┏━━

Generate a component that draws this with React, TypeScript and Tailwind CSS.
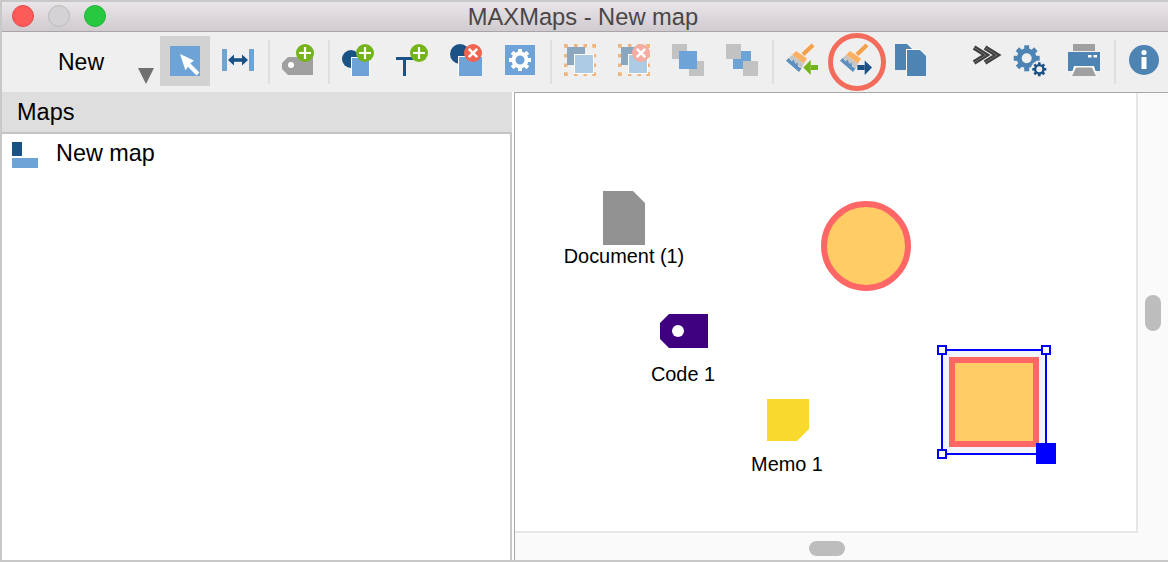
import React from 'react';

const BLUE = '#6ea3d8';
const NAVY = '#1a5286';
const STEEL = '#4d84b4';

const Icon = ({ children, size = 32 }: { children: React.ReactNode; size?: number }) => (
  <svg width={size} height={size} viewBox={`0 0 ${size} ${size}`} className="block overflow-visible">
    {children}
  </svg>
);

const PlusBadge = () => (
  <g>
    <circle cx="23" cy="9" r="9" fill="#72b41a" />
    <path d="M23 3v12M17 9h12" stroke="#fff" strokeWidth="2.2" />
  </g>
);

const CrossBadge = ({ fill = '#f0654f' }: { fill?: string }) => (
  <g>
    <circle cx="23" cy="9" r="9" fill={fill} />
    <path d="M18.8 4.8l8.4 8.4M27.2 4.8l-8.4 8.4" stroke="#fff" strokeWidth="2.6" />
  </g>
);

const Teeth = ({ cx, cy, r, w, h, fill, count = 8 }: { cx: number; cy: number; r: number; w: number; h: number; fill: string; count?: number }) => (
  <g>
    {Array.from({ length: count }).map((_, i) => (
      <rect
        key={i}
        x={cx - w / 2}
        y={cy - r}
        width={w}
        height={h}
        fill={fill}
        transform={`rotate(${(360 / count) * i} ${cx} ${cy})`}
      />
    ))}
  </g>
);

const Brush = () => (
  <g>
    <path d="M27 1L17 10.5" stroke="#f5a04a" strokeWidth="4.2" />
    <polygon points="10,7 21,14.5 18,19.5 6,11" fill="#fbb163" />
    <polygon points="6,11 18,19.5 15.5,24.5 2.5,14" fill="#c6c6c6" />
    <polygon points="0,16.7 2.5,14 6,17.5 7.5,15.5 9.5,20 11.5,18.5 12,22.5 15.5,24.5 13,28" fill="#5a8fc0" />
  </g>
);

const DashedBox = () => (
  <g>
    {[0, 10, 19.5, 28.5].map((p) => (
      <g key={p} fill="#f0b47c">
        <rect x={p} y="0" width="3.5" height="3.5" />
        <rect x={p} y="28.5" width="3.5" height="3.5" />
        <rect x="0" y={p} width="3.5" height="3.5" />
        <rect x="28.5" y={p} width="3.5" height="3.5" />
      </g>
    ))}
    <rect x="3" y="3" width="18" height="18" fill="#8ba7c0" />
    <rect x="10" y="10" width="20" height="20" fill="#fff" />
    <rect x="11" y="11" width="18" height="18" fill="#adcbe3" />
  </g>
);

const Tool = ({ children, last }: { children: React.ReactNode; last?: boolean }) => (
  <div className={`relative flex shrink-0 justify-center pt-[12px] ${last ? 'w-[51px] justify-start pl-[11px]' : 'w-[54px]'}`}>
    {children}
  </div>
);

const Sep = () => <div className="mt-[8px] ml-[3px] mr-[1px] h-[44px] w-[2px] shrink-0 bg-[#e0e0e0]" />;

const Toolbar = () => (
  <div className="flex h-[60px] shrink-0 bg-[#efefef] text-black">
    <div className="relative w-[158px] shrink-0">
      <span className="absolute left-[56px] top-[17px] text-[23px] leading-[26px]">New</span>
      <svg width="16" height="16" className="absolute left-[136px] top-[36px]">
        <polygon points="0,0 16,0 8,16" fill="#707070" />
      </svg>
    </div>
    <div className="mt-[4px] mr-[1px] flex h-[50px] w-[50px] shrink-0 items-center justify-center bg-[#d2d2d2]">
      <svg width="30" height="30" className="block">
        <rect width="30" height="30" fill={BLUE} />
        <polygon points="10,8 24,14.5 19.5,18 15.5,24.5" fill="#fff" />
        <path d="M16 16L28 28" stroke="#fff" strokeWidth="4" />
      </svg>
    </div>
    <Tool>
      <Icon>
        <rect x="0" y="5" width="5" height="22" fill={BLUE} />
        <rect x="27" y="5" width="5" height="22" fill={BLUE} />
        <path d="M9 16h14" stroke={NAVY} strokeWidth="3.6" />
        <polygon points="6,16 12,10.5 12,21.5" fill={NAVY} />
        <polygon points="26,16 20,10.5 20,21.5" fill={NAVY} />
      </Icon>
    </Tool>
    <Sep />
    <Tool>
      <Icon>
        <polygon points="0,19 6,13 31,13 31,31 6,31 0,25" fill="#a0a0a0" />
        <circle cx="9" cy="21" r="3" fill="#fff" />
        <PlusBadge />
      </Icon>
    </Tool>
    <Sep />
    <Tool>
      <Icon>
        <circle cx="9" cy="15" r="9" fill={NAVY} />
        <rect x="9" y="13" width="19" height="19" fill="#fff" />
        <rect x="10" y="14" width="17" height="18" fill={BLUE} />
        <PlusBadge />
      </Icon>
    </Tool>
    <Tool>
      <Icon>
        <rect x="0" y="13" width="17" height="3" fill={NAVY} />
        <rect x="7" y="13" width="3" height="19" fill={NAVY} />
        <PlusBadge />
      </Icon>
    </Tool>
    <Tool>
      <Icon>
        <circle cx="10" cy="10" r="10" fill={NAVY} />
        <rect x="8" y="12" width="24" height="20" fill="#fff" />
        <rect x="9" y="13" width="23" height="19" fill={BLUE} />
        <CrossBadge />
      </Icon>
    </Tool>
    <Tool>
      <Icon>
        <rect x="1" y="1" width="30" height="30" fill={BLUE} />
        <Teeth cx={16} cy={16} r={11} w={4} h={4} fill="#fff" />
        <circle cx="16" cy="16" r="6.5" fill="none" stroke="#fff" strokeWidth="4" />
      </Icon>
    </Tool>
    <Sep />
    <Tool>
      <Icon>
        <DashedBox />
      </Icon>
    </Tool>
    <Tool>
      <Icon>
        <DashedBox />
        <CrossBadge fill="#f4ada3" />
      </Icon>
    </Tool>
    <Tool>
      <Icon>
        <rect x="0" y="0" width="15" height="15" fill="#c2c2c2" />
        <rect x="17" y="17" width="15" height="15" fill="#c2c2c2" />
        <rect x="7" y="7" width="18" height="18" fill={BLUE} />
      </Icon>
    </Tool>
    <Tool>
      <Icon>
        <rect x="7" y="7" width="18" height="18" fill={BLUE} />
        <rect x="0" y="0" width="15" height="15" fill="#c2c2c2" />
        <rect x="17" y="17" width="15" height="15" fill="#c2c2c2" />
      </Icon>
    </Tool>
    <Sep />
    <Tool>
      <Icon>
        <Brush />
        <rect x="24.7" y="21" width="7.3" height="5" fill="#72b41a" />
        <polygon points="17.3,23.5 24.7,16 24.7,31" fill="#72b41a" />
      </Icon>
    </Tool>
    <Tool>
      <Icon>
        <Brush />
        <rect x="17.3" y="21" width="7.4" height="5" fill={NAVY} />
        <polygon points="24.7,16.5 32,23.5 24.7,31" fill={NAVY} />
      </Icon>
      <div className="absolute left-[-1px] top-[1px] h-[58px] w-[58px] rounded-full border-[5px] border-[#f26b5b]" />
    </Tool>
    <Tool>
      <Icon>
        <polygon points="1,0 13,0 18,5 18,26 1,26" fill={STEEL} />
        <polygon points="12,5 26,5 32,11 32,32 12,32" fill="#fff" />
        <polygon points="13,6 26,6 32,12 32,32 13,32" fill={STEEL} />
      </Icon>
    </Tool>
    <div className="ml-[33px] mr-[1px] w-[32px] shrink-0 pt-[12px]">
      <Icon>
        <path d="M4 3.5L16 11L4 18.5M15 3.5L27 11L15 18.5" fill="none" stroke="#404040" strokeWidth="4.8" />
        <path d="M4 3.5L16 11L4 18.5M15 3.5L27 11L15 18.5" fill="none" stroke="#6e6e6e" strokeWidth="1" />
      </Icon>
    </div>
    <Tool>
      <Icon>
        <Teeth cx={12.7} cy={14.3} r={13} w={5} h={5} fill={STEEL} />
        <circle cx="12.7" cy="14.3" r="7.5" fill="none" stroke={STEEL} strokeWidth="5" />
        <circle cx="25.3" cy="25.3" r="8.5" fill="#efefef" />
        <Teeth cx={25.3} cy={25.3} r={7} w={2.6} h={2.5} fill={NAVY} />
        <circle cx="25.3" cy="25.3" r="4.2" fill="none" stroke={NAVY} strokeWidth="2.4" />
      </Icon>
    </Tool>
    <Tool>
      <Icon>
        <rect x="5" y="0" width="22" height="7" fill="#a0a0a0" />
        <rect x="0" y="8" width="32" height="19" fill={STEEL} />
        <rect x="20" y="11" width="3.5" height="2.5" fill="#fff" />
        <rect x="25.5" y="11" width="3.5" height="2.5" fill="#fff" />
        <polygon points="6,22 26,22 29,32 3,32" fill="#fff" />
        <polygon points="8,23.5 24,23.5 28,32 4,32" fill="#a0a0a0" />
      </Icon>
    </Tool>
    <Sep />
    <Tool last>
      <Icon>
        <circle cx="16" cy="16" r="15" fill={STEEL} />
        <circle cx="16" cy="8.5" r="2.6" fill="#fff" />
        <rect x="13.5" y="13" width="5" height="12" fill="#fff" />
      </Icon>
    </Tool>
  </div>
);

const Label = ({ className, children }: { className: string; children: React.ReactNode }) => (
  <span className={`absolute -translate-x-1/2 whitespace-nowrap text-[19.9px] leading-[24px] text-black ${className}`}>
    {children}
  </span>
);

const Handle = ({ className }: { className: string }) => (
  <div className={`absolute h-[10px] w-[10px] border-2 border-[#0000ff] bg-white ${className}`} />
);

const Canvas = () => (
  <div className="relative flex-1 border-b-2 border-r-2 border-[#e6e6e6] bg-white">
    {/* document */}
    <svg width="42" height="54" className="absolute left-[88px] top-[98px]">
      <polygon points="0,0 30,0 42,12 42,54 0,54" fill="#929292" />
    </svg>
    <Label className="left-[109px] top-[151px]">Document (1)</Label>

    {/* circle */}
    <div className="absolute left-[306px] top-[108px] h-[90px] w-[90px] rounded-full border-[6px] border-[#ff6666] bg-[#ffcc66]" />

    {/* code */}
    <svg width="48" height="34" className="absolute left-[145px] top-[221px]">
      <polygon points="9,0 48,0 48,34 9,34 0,25 0,9" fill="#3f0080" />
      <circle cx="18" cy="17" r="6" fill="#fff" />
    </svg>
    <Label className="left-[168px] top-[269px]">Code 1</Label>

    {/* memo */}
    <svg width="42" height="42" className="absolute left-[252px] top-[306px]">
      <polygon points="0,0 42,0 42,30 30,42 0,42" fill="#fad92f" />
    </svg>
    <Label className="left-[272px] top-[359px]">Memo 1</Label>

    {/* selected square */}
    <div className="absolute left-[426px] top-[256px] h-[106px] w-[106px] border-2 border-[#0000ff] bg-[#f3f3fb]" />
    <div className="absolute left-[434px] top-[264px] h-[90px] w-[90px] border-[6px] border-[#ff6666] bg-[#ffcc66]" />
    <Handle className="left-[422px] top-[252px]" />
    <Handle className="left-[526px] top-[252px]" />
    <Handle className="left-[422px] top-[356px]" />
    <div className="absolute left-[521px] top-[350px] h-[21px] w-[20px] bg-[#0000ff]" />
  </div>
);

export default function App() {
  return (
    <div className="flex h-[562px] w-[1168px] flex-col overflow-hidden border-l-2 border-t-2 border-b-2 border-[#c8c8c8] font-['Liberation_Sans',Arial,sans-serif]">
      <div className="relative flex h-[30px] shrink-0 items-center justify-center border-b border-[#a8a4a8] bg-gradient-to-b from-[#e9e5e9] to-[#cfcbcf]">
        <div className="absolute left-[10px] top-[3px] flex gap-[14px]">
          <div className="h-[22px] w-[22px] rounded-full border border-[#e5484a] bg-[#fc5b57]" />
          <div className="h-[22px] w-[22px] rounded-full border border-[#bcbcbc] bg-[#d4d2d4]" />
          <div className="h-[22px] w-[22px] rounded-full border border-[#22b33a] bg-[#28c940]" />
        </div>
        <span className="ml-[-4px] text-[23.7px] leading-[28px] text-[#4a4648]">MAXMaps - New map</span>
      </div>
      <Toolbar />
      <div className="flex min-h-0 flex-1 bg-white">
        <div className="flex w-[510px] shrink-0 flex-col">
          <div className="flex h-[42px] shrink-0 items-center border-b-2 border-[#c4c4c4] bg-[#dedede] pl-[15px] pt-[2px] text-[23.5px] text-black">
            Maps
          </div>
          <div className="flex flex-1 items-start border-r-2 border-[#c8c8c8] pt-[6px] pl-[10px]">
            <svg width="26" height="28" className="block shrink-0">
              <rect x="0" y="2" width="10" height="14" fill={NAVY} />
              <rect x="0" y="18" width="26" height="10" fill={BLUE} />
            </svg>
            <span className="ml-[18px] mt-[-1px] text-[23.4px] leading-[28px] text-black">New map</span>
          </div>
        </div>
        <div className="ml-[2px] flex min-w-0 flex-1 flex-col border-l border-t border-[#a8a8a8] bg-[#fafafa]">
          <div className="flex min-h-0 flex-1">
            <Canvas />
            <div className="relative w-[30px] shrink-0">
              <div className="absolute left-[7px] top-[202px] h-[36px] w-[16px] rounded-full bg-[#bdbdbd]" />
            </div>
          </div>
          <div className="flex h-[27px] shrink-0 justify-center pr-[30px] pt-[8px]">
            <div className="h-[15px] w-[36px] rounded-full bg-[#bdbdbd]" />
          </div>
        </div>
      </div>
    </div>
  );
}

┗━━

WHAT YOU ARE ASKED TO DO: Return only the lines from the start of the data through the line that contains "const STEEL = '#4d84b4';", please, copying them exactly and omitting all pictures.

FINISHED EXERCISE:
Generate a component that draws this with React, TypeScript and Tailwind CSS.
import React from 'react';

const BLUE = '#6ea3d8';
const NAVY = '#1a5286';
const STEEL = '#4d84b4';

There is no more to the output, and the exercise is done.